I think I agree with Schneier on all points: Signal is currently (still ... so far) the best messenger "for the masses", and attaching a cryptocurrency to it is dangerous and smelly. Very smelly.
And it does reduce my esteem for Moxie Marlinspike, who has in the past walked away from large piles of money in favour of the common good.
Wonder if the recent success went to his head.
@Mr_Teatime @zeh @jgoerzen I've always considered #Signal trash (see https://github.com/privacytoolsIO/privacytools.io/issues/779). For #Schneier to endorse it for "grandma" neglects the fact that Signal is exclusive. It completely disservices grandmas who just want to reach everyone. Signal excludes those without mobile phones & those unwilling to share their number with OWS, which makes grandma exclusive.
@resist1984
»Without mobile phones«
So ... that grandma in your example has a PC/laptop but no smartphone, or has a smartphone but is unwilling to tell others her phone number?

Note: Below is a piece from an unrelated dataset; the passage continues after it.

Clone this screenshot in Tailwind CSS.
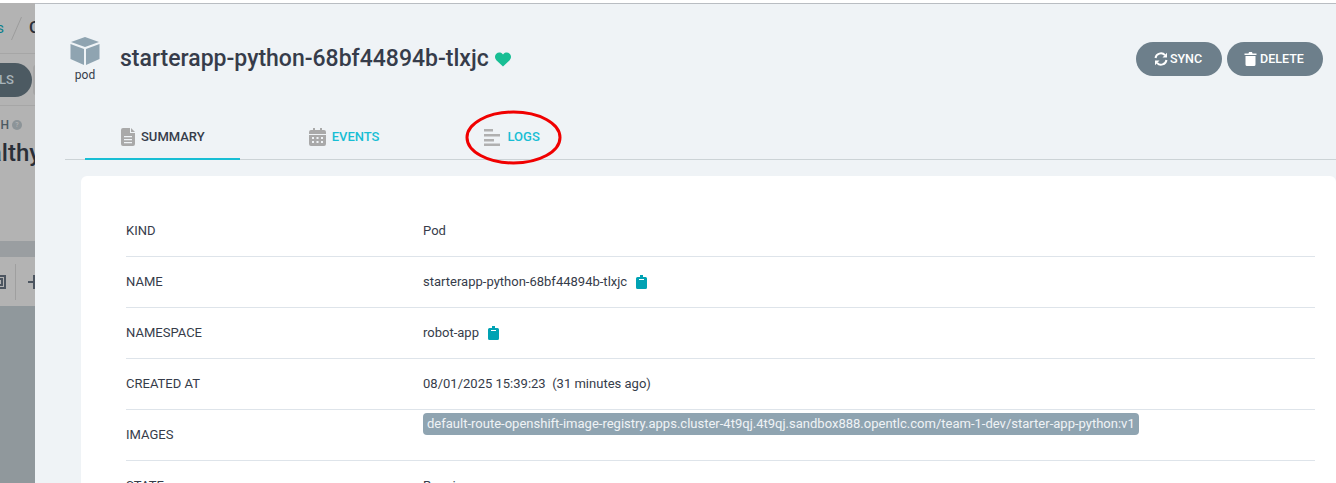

I'd say there's a few orders of magnitude fewer people who fall into that category than the people who have nothing but a smartphone and don't know how to use it for anything but facebook and whatsapp.
*both* groups are important but for the second one, Signal is the best thing out there.
@resist1984 @zeh @jgoerzen
Those people (who know little beyond FB and WA) mostly believe that secure communications is kinda unnecessary (possibly illegal!) and makes everything complicated. They will only change this view if there is a secure method that they instantly understand how to use, requires not a single tap more than WA and just works, all the time.
In some cases Threema is better, but there *should* absolutely be something better in all regards, but no alternative is there yet.
@Mr_Teatime @jgoerzen @zeh indeed. XMPP & Matrix fail the grandma test because of difficulty. #Signal fails the grandma test because of exclusivity. Wire is really the best thing when security, ease of use, and inclusivity are all factors.